Avec ses French Gapettes, Céline a elle décidé d’allier l’utile à l’agréable en s’écartant des modèles publicitaires classiques pour proposer des casquettes uniques, parfois sur mesure. “Côté look, elle donne un sentiment d’appartenance à une communauté : porter une gapette c’est être un vrai cycliste. Elle permet aussi de faire passer des messages selon l’humeur, le type de sorties qu’on va faire. En vélo, on est souvent habillés en noir, avec toujours la même tenue. La gapette donne le ton de la journée”, décrypte la jeune femme.

Dans ses rayons, on peut ainsi trouver des messages allant de “Dédé gros braquets” à “Frites à l’arrivée” entre deux modèles vantant la “binouze” et la “bamboche”.


Sur le podium de la Flèche Wallone le 11 mars 2021, Julian Alaphilippe arbore - comme toujours - une casquette, mais celle-ci est aux couleurs de son maillot de champion du monde. (TOMMASO PELAGALLI / AFP)

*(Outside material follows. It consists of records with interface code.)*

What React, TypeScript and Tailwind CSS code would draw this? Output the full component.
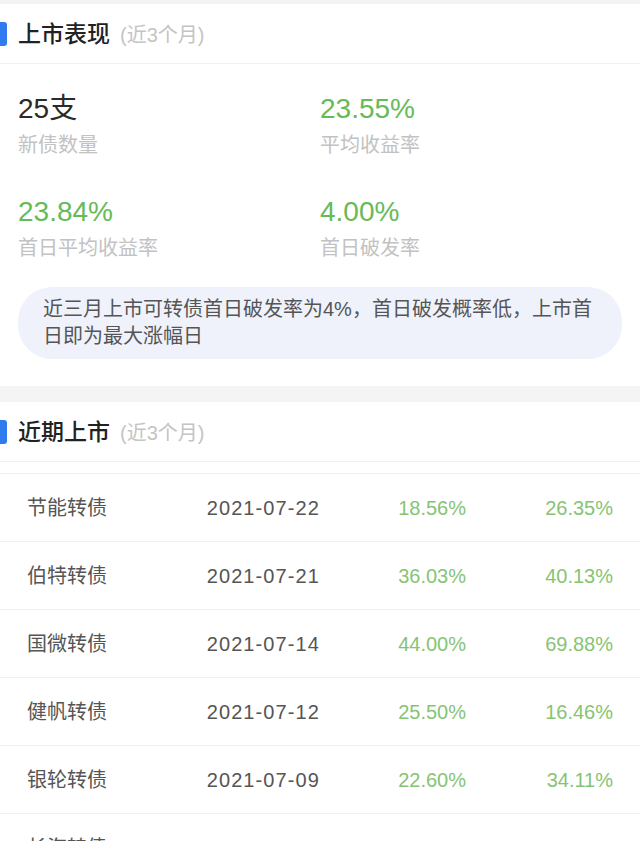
import React from 'react';

const font = { fontFamily: '"Liberation Sans", "Noto Sans CJK SC", sans-serif' };

const rows = [
  { name: '节能转债', date: '2021-07-22', a: '18.56%', b: '26.35%' },
  { name: '伯特转债', date: '2021-07-21', a: '36.03%', b: '40.13%' },
  { name: '国微转债', date: '2021-07-14', a: '44.00%', b: '69.88%' },
  { name: '健帆转债', date: '2021-07-12', a: '25.50%', b: '16.46%' },
  { name: '银轮转债', date: '2021-07-09', a: '22.60%', b: '34.11%' },
  { name: '长海转债', date: '2021-07-08', a: '12.37%', b: '24.36%' },
];

function SectionHeader({ title }: { title: string }) {
  return (
    <div className="flex items-center h-[60px] border-b border-[#f1f1f1]">
      <div className="w-[7px] h-[24px] bg-[#2f7bef] rounded-r-[3px]" />
      <span className="ml-[11px] mt-[2px] text-[23px] font-medium text-[#222] leading-none">{title}</span>
      <span className="ml-[10px] mt-[2px] text-[20px] text-[#c4c4c4] leading-none">(近3个月)</span>
    </div>
  );
}

function Stat({ value, label, green }: { value: string; label: string; green?: boolean }) {
  return (
    <div className="flex flex-col">
      <span className={`text-[28px] leading-[34px] ${green ? 'text-[#67ba58]' : 'text-[#2a2a2a]'}`}>{value}</span>
      <span className="mt-[7px] text-[20px] leading-[24px] text-[#c2c2c2]">{label}</span>
    </div>
  );
}

export default function App() {
  return (
    <div className="w-[640px] h-[841px] overflow-hidden bg-white" style={font}>
      <div className="h-[4px] bg-[#f3f3f3]" />

      {/* 上市表现 */}
      <SectionHeader title="上市表现" />
      <div className="grid grid-cols-2 px-[18px] pt-[28px] gap-y-[38px]">
        <Stat value="25支" label="新债数量" />
        <Stat value="23.55%" label="平均收益率" green />
        <Stat value="23.84%" label="首日平均收益率" green />
        <Stat value="4.00%" label="首日破发率" green />
      </div>
      <div className="mx-[18px] mt-[27px] rounded-[34px] bg-[#eff2fb] pl-[25px] pr-[14px] py-[9px] text-[20px] leading-[27px] text-[#555]">
        近三月上市可转债首日破发率为4%，首日破发概率低，上市首日即为最大涨幅日
      </div>
      <div className="h-[27px]" />
      <div className="h-[16px] bg-[#f4f4f4]" />

      {/* 近期上市 */}
      <SectionHeader title="近期上市" />
      <div className="h-[12px] border-b border-[#f1f1f1]" />
      <div className="flex flex-col">
        {rows.map((r) => (
          <div key={r.name} className="flex items-center h-[68px] shrink-0 border-b border-[#f1f1f1] text-[20px]">
            <span className="ml-[27px] w-[120px] text-[#555]">{r.name}</span>
            <span className="w-[173px] text-right text-[#555] tracking-[1.1px]">{r.date}</span>
            <span className="w-[146px] text-right text-[#86c474]">{r.a}</span>
            <span className="w-[147px] text-right text-[#86c474]">{r.b}</span>
          </div>
        ))}
      </div>
    </div>
  );
}
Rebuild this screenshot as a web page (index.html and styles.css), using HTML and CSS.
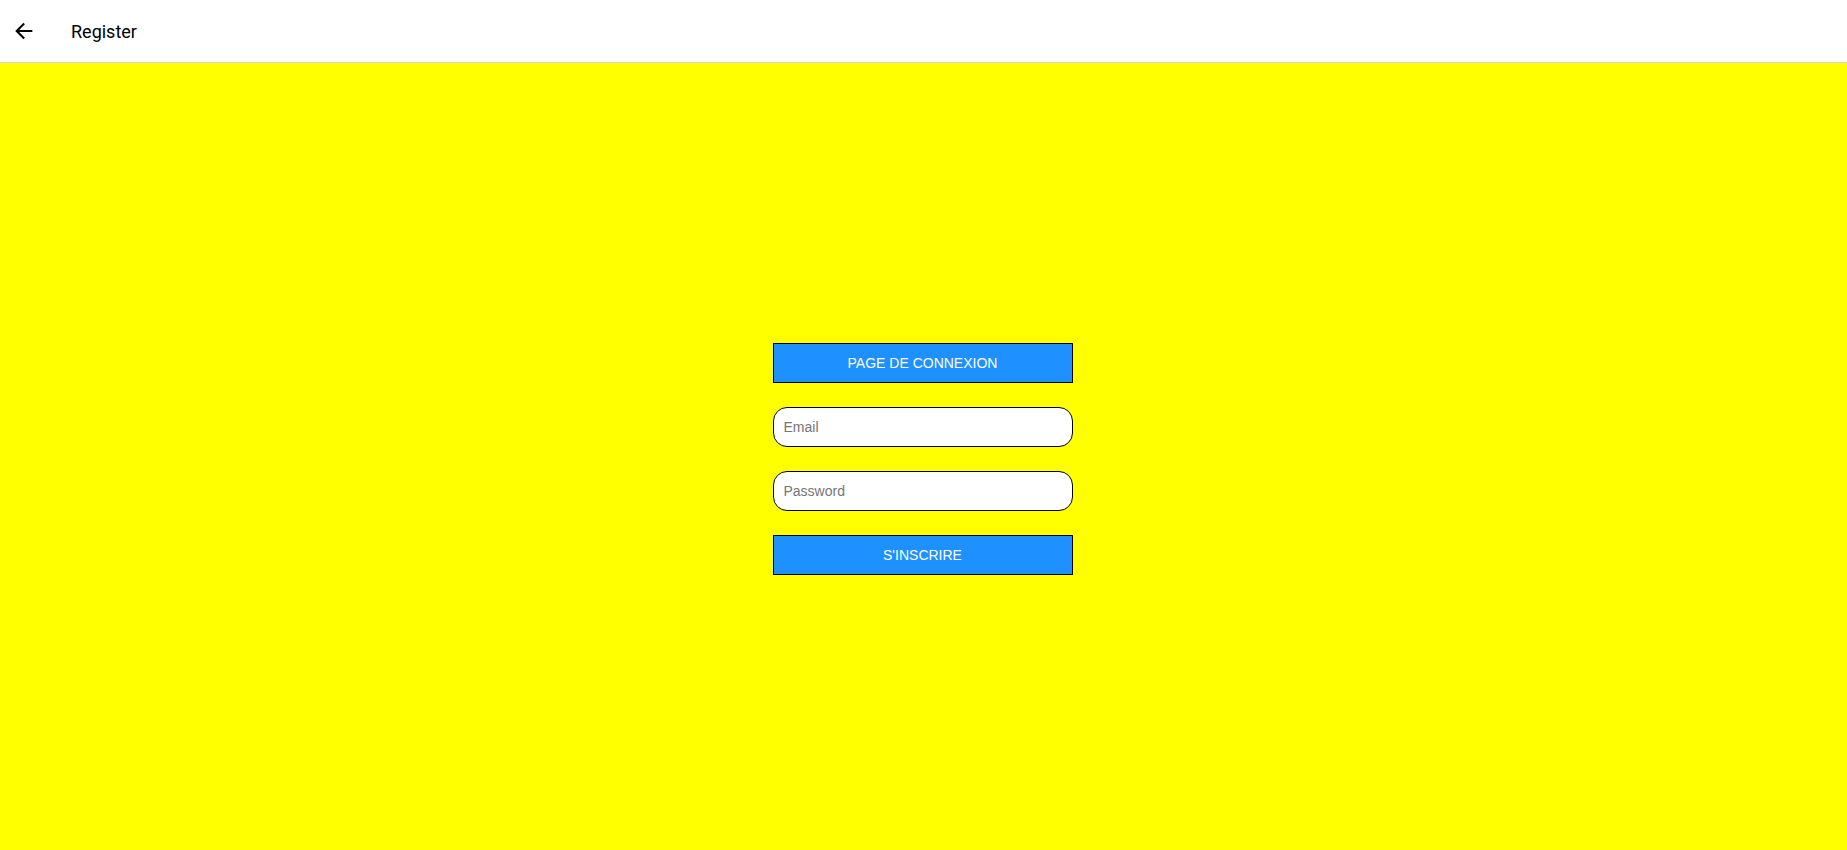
FILE: index.html
```html
<!DOCTYPE html>
<html lang="fr">
<head>
<meta charset="utf-8">
<title>Register</title>
<link rel="stylesheet" href="styles.css">
</head>
<body>
<header class="toolbar">
  <button class="back" aria-label="Back">
    <svg width="24" height="24" viewBox="0 0 512 512" aria-hidden="true">
      <path d="M244 400L100 256l144-144M120 256h292" fill="none" stroke="#000" stroke-linecap="square" stroke-width="44"/>
    </svg>
  </button>
  <h1 class="title">Register</h1>
</header>
<main class="content">
  <form class="form">
    <button type="button" class="btn">PAGE DE CONNEXION</button>
    <input class="field" type="email" placeholder="Email">
    <input class="field" type="password" placeholder="Password">
    <button type="button" class="btn">S'INSCRIRE</button>
  </form>
</main>
</body>
</html>
```

FILE: styles.css
```css
html, body {
  margin: 0;
  padding: 0;
  height: 100%;
}
body {
  font-family: Roboto, "Liberation Sans", Arial, sans-serif;
  background: #ffff00;
  display: flex;
  flex-direction: column;
}
.toolbar {
  height: 62px;
  background: #fff;
  border-bottom: 1px solid #d7d7d7;
  display: flex;
  align-items: center;
  flex-shrink: 0;
}
.back {
  border: 0;
  background: none;
  padding: 0;
  margin-left: 12px;
  width: 24px;
  height: 24px;
  display: flex;
  align-items: center;
  justify-content: center;
  cursor: pointer;
}
.title {
  margin: 0 0 0 35px;
  font-size: 18px;
  font-weight: 400;
  color: #000;
}
.content {
  flex: 1;
  display: flex;
  align-items: center;
  justify-content: center;
  padding-top: 5px;
  padding-right: 2px;
}
.form {
  width: 300px;
  display: flex;
  flex-direction: column;
  gap: 24px;
}
.btn {
  height: 40px;
  box-sizing: border-box;
  background: #1e90ff;
  border: 1px solid #000;
  color: #fff;
  font-family: "Liberation Sans", Arial, sans-serif;
  font-size: 14px;
  padding: 0;
  cursor: pointer;
}
.field {
  height: 40px;
  box-sizing: border-box;
  border: 1px solid #000;
  border-radius: 14px;
  background: #fff;
  padding: 0 10px;
  font-family: "Liberation Sans", Arial, sans-serif;
  font-size: 14px;
  outline: none;
}
.field::placeholder {
  color: #757575;
}
```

La clientèle visée ? Essentiellement des jeunes entre 20 et 40 ans. “C’est typiquement la bande de potes qui vont faire du vélo ensemble, la gapette leur permet de se créer un uniforme. La génération ‘papy carbone’ comme on dit, ce n’est pas trop la cible, ce n’est pas forcément la génération qui va faire le plus attention au made in France, mais plutôt celle habituée au gratuit, au pas cher”, justifie Céline.

Ça, c’est plutôt le segment de Nino Marcarini qui, lui, revend les casquettes originales, qu’elles soient actuelles ou historiques. “J’ai 200 modèles en rayon, je vends beaucoup à des collectionneurs”, confirme le principal intéressé, qui a cependant lancé son site “Les Casquetteurs” il y a sept ans, accompagné d’un compte Twitter, ce qui a rajeuni sa clientèle.

Toutes les demi-heures, je poste une photo d’un coureur en casquette. Je suis retweeté par des directeurs sportifs, ça me donne de la visibilité”, apprécie Nino, qui fait tout depuis son téléphone, seul.

Plus qu’une mode

34 000 photos partagées plus tard, Gianni a réuni plus de 15 000 "Casquetteurs" - terme qu’il a inventé enfant, contraction de casquette et cascadeur - sur Twitter. Et, lui aussi s’est lancé dans la confection de casquettes originales, qu’il fait produire dans la même usine que les officielles, en Italie.

J’ai 5 000 casquettes chez moi, c’est pratiquement un musée. Les gens pensent qu’on est une entreprise alors que pas du tout : je suis tout seul, je fais ça par passion. Je gagne très peu d’argent avec ça au final”.

De son côté, Céline vit de sa nouvelle passion depuis cinq ans, après des débuts difficiles : “L’usine italienne ne m’a jamais répondu, donc je me suis lancée seule. Après avoir trouvé les fournisseurs autour de chez moi, puisque je fais tous mes déplacements à vélo, le plus long a été de trouver un moyen de confection, parce que je ne suis pas couturière. J’ai failli abandonner”.

Cinq ans plus tard, ses gapettes personnalisées s’arrachent comme des petits pains. “On sent que les gens en ont un peu marre des produits des grandes enseignes. Tout le monde en a, évidemment, mais après on aime avoir son propre style”.

"La dernière innovation en date, une gapette chapka"

Plus qu’une mode, la casquette cycliste a réussi son retour au premier rang depuis dix ans, en touchant différents publics. “La casquette cycliste a de beaux jours devant elle. Tant que des pros en mettront sur le podium, les gens en voudront”, prophétise Nino, appuyé par Céline : “Je ne sais pas jusqu’où ça ira. J’ai encore 10, 15, 20 ans dans la gapette. Elle a tellement d’usages, j'échange beaucoup avec ma communauté : la dernière innovation en date, c’est une gapette chapka”.

Après tout, pourquoi pas. Avant cela, la casquette cycliste s’est bien invitée à certains défilés de mode. “Ce n’est pas étonnant, glisse Céline. La gapette n’a aucune limite, on s’éclate en les dessinant. Contrairement au reste du vélo, là il n’y a aucun code, aucune norme : on peut faire ce qu’on veut”.

Des limites, la fondatrice des French Gapettes ne s’en donne de toute façon aucune : “Je vis à Roubaix parce que j’ai suivi mon copain, mais c’est une belle coïncidence d’être dans cette ville textile et cycliste, je rêve d’ouvrir un showroom ici, devant un secteur pavé”. Une ambition pas si démesurée, quand on voit le chemin parcouru depuis dix ans par les gapettes, ressorties du grenier et des livres d’histoires pour de bon.